Sinceramente no creo que esto fortalezca la confianza de los ciudadanos en las elecciones y los partidos, si se les llama a votar por un candidato de un partido que de ganar no va a gobernar pues, vía legislativa, se le entregaría el poder a otra persona que no participó en las elecciones, pues su propio partido contendió con otra candidata.
Esta estrategia es legal, pero dibuja de manera exacta y precisa el exceso grosero del reparto de poder que los partidos se han adjudicado y del que AMLO hecha mano para ganar espacios, a como de lugar, para su causa. Y luego algunos académicos y articulistas afirman que no hay razones para creer que todos los partidos y candidatos son igual, que es una exageración inventada por mentes ociosas.
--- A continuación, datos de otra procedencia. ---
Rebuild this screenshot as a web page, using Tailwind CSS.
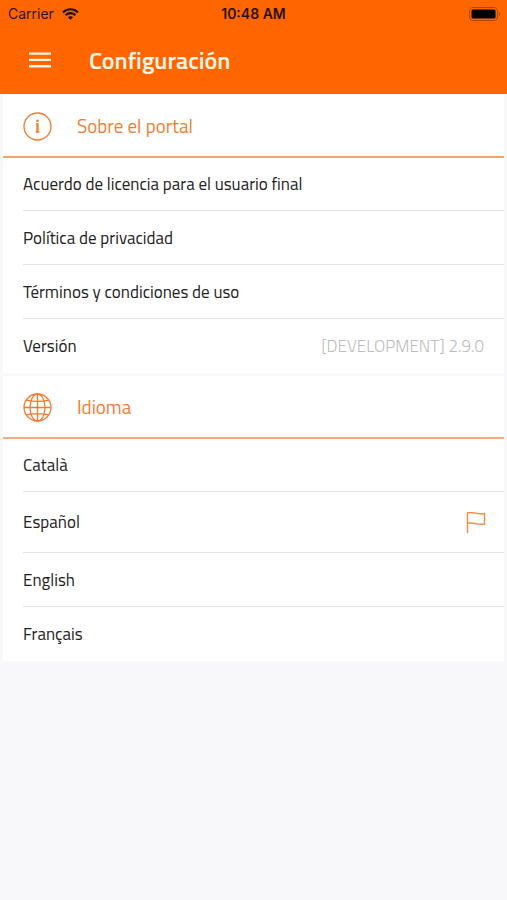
<!DOCTYPE html>
<html lang="es">
<head>
<meta charset="utf-8">
<meta name="viewport" content="width=device-width, initial-scale=1">
<title>Configuración</title>
<script src="https://cdn.jsdelivr.net/npm/@tailwindcss/browser@4"></script>
</head>
<body class="min-h-screen bg-[#f8f8fb] font-['Titillium_Web',Roboto,sans-serif] text-[17px] text-[#222222]">
<header class="bg-[#ff6600]">
  <div class="grid h-7 grid-cols-3 items-center px-2 font-[Inter,sans-serif] text-sm text-[#2b1200]">
    <div class="flex items-center gap-2">
      <span>Carrier</span>
      <svg class="h-3 w-[17px]" viewBox="0 0 17 12" fill="none" stroke="#1a0a00" stroke-width="2.200" aria-hidden="true">
        <path d="M1 4.4C5.2.2 11.800.2 16 4.400"/>
        <path d="M3.600 7.200C6.400 4.500 10.600 4.500 13.400 7.200"/>
        <path d="M8.500 11.800 6 9.300C7.400 8 9.600 8 11 9.300Z" fill="#1a0a00" stroke="none"/>
      </svg>
    </div>
    <span class="text-center font-semibold whitespace-nowrap">10:48 AM</span>
    <svg class="-mr-0.5 h-[14px] w-8 justify-self-end" viewBox="0 0 32 14" aria-hidden="true">
      <rect x=".5" y=".5" width="28" height="13" rx="3.500" fill="none" stroke="#b04700"/>
      <rect x="2.500" y="2.500" width="24" height="9" rx="1.500" fill="#000"/>
      <path d="M30 5C31.600 5.500 31.600 8.500 30 9Z" fill="#b04700"/>
    </svg>
  </div>
  <div class="flex h-[66px] items-center gap-8 pb-0.5 pl-[23px]">
    <button type="button" aria-label="Menú" class="flex h-9 w-[34px] items-center justify-center">
      <svg class="h-4 w-[22px]" viewBox="0 0 22 16" fill="#fff3e4" aria-hidden="true">
        <path d="M0 .500h22v2.300H0zM0 6.800h22v2.300H0zM0 13.100h22v2.300H0z"/>
      </svg>
    </button>
    <h1 class="text-2xl font-semibold text-[#fff6ea]">Configuración</h1>
  </div>
</header>
<main class="flex flex-col gap-[3px] px-[3px] pt-px">
  <section class="bg-white" aria-labelledby="portal">
    <div class="flex h-[63px] items-center gap-[25px] border-b-2 border-[#f9a070] pt-px pl-5">
      <svg class="size-[29px]" viewBox="0 0 29 29" fill="none" stroke="#f47a2c" aria-hidden="true">
        <circle cx="14.500" cy="14.500" r="13.500" stroke-width="1.300"/>
        <path d="M13 12.100H14.500V19.800M12.700 19.900H16.300" stroke-width="1.500"/>
        <path d="M14.500 11.400V20.600" stroke-width="2"/>
        <circle cx="14.500" cy="8.700" r="1.300" fill="#f47a2c" stroke="none"/>
      </svg>
      <h2 id="portal" class="text-[19px] text-[#f47d32]">Sobre el portal</h2>
    </div>
    <ul class="pl-5">
      <li class="flex h-[54px] items-center border-b border-[#e3e3e3] pt-0.5 first:h-[53px]"><a href="#licencia">Acuerdo de licencia para el usuario final</a></li>
      <li class="flex h-[54px] items-center border-b border-[#e3e3e3] pt-0.5"><a href="#privacidad">Política de privacidad</a></li>
      <li class="flex h-[54px] items-center border-b border-[#e3e3e3] pt-0.5"><a href="#terminos">Términos y condiciones de uso</a></li>
      <li class="flex h-[54px] items-center justify-between pt-0.5 pr-5"><span>Versión</span><span class="font-light text-[#bdbdbd]">[DEVELOPMENT] 2.9.0</span></li>
    </ul>
  </section>
  <section class="bg-white" aria-labelledby="idioma">
    <div class="flex h-[63px] items-center gap-[25px] border-b-2 border-[#f9a97c] pt-px pl-5">
      <svg class="size-[29px]" viewBox="0 0 29 29" fill="none" stroke="#f47a2c" stroke-width="1.300" aria-hidden="true">
        <circle cx="14.500" cy="14.500" r="13.500"/>
        <ellipse cx="14.500" cy="14.500" rx="7.500" ry="13.500"/>
        <path d="M14.500 1V28M1 14.500H28M3.500 7.200C10 8.600 19 8.600 25.500 7.200M3.500 21.800C10 20.400 19 20.400 25.500 21.800"/>
      </svg>
      <h2 id="idioma" class="text-[19px] text-[#f47d32]">Idioma</h2>
    </div>
    <ul class="pl-5">
      <li class="h-[53px] border-b border-[#e3e3e3]"><button type="button" class="flex size-full items-center pt-0.5 text-left">Català</button></li>
      <li class="h-[61px] border-b border-[#e3e3e3]">
        <button type="button" class="flex size-full items-center justify-between pt-0.5 pr-[18px] text-left" aria-pressed="true">
          <span>Español</span>
          <svg class="h-[23px] w-5" viewBox="0 0 20 23" fill="none" stroke="#f58a48" stroke-width="1.400" aria-hidden="true">
            <path d="M1.500 21V.900C7-.400 12 2.700 18.500 1.500V12C12 13.200 7 10.200 1.500 11.200"/>
          </svg>
        </button>
      </li>
      <li class="h-[54px] border-b border-[#e3e3e3]"><button type="button" class="flex size-full items-center pt-0.5 text-left">English</button></li>
      <li class="h-[54px]"><button type="button" class="flex size-full items-center pt-0.5 text-left">Français</button></li>
    </ul>
  </section>
</main>
</body>
</html>
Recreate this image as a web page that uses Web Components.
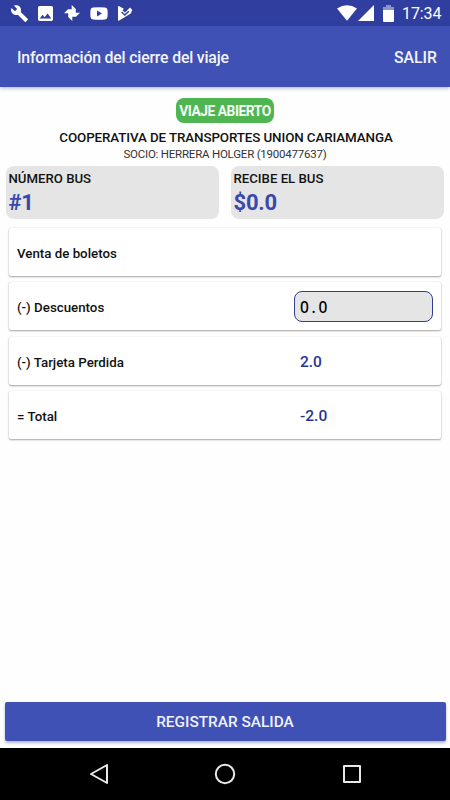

Insisto. Que un partido, la jefatura de gobierno y la asamblea legislativa del DF, participen en una maniobra legal propuesta por un líder carismático para que finalmente se adjudique el poder a una militante de una facción de otro partido que, a su vez, postuló a otra candidata, es una invitación al descrédito en el que se regodea nuestra clase política, incluido AMLO.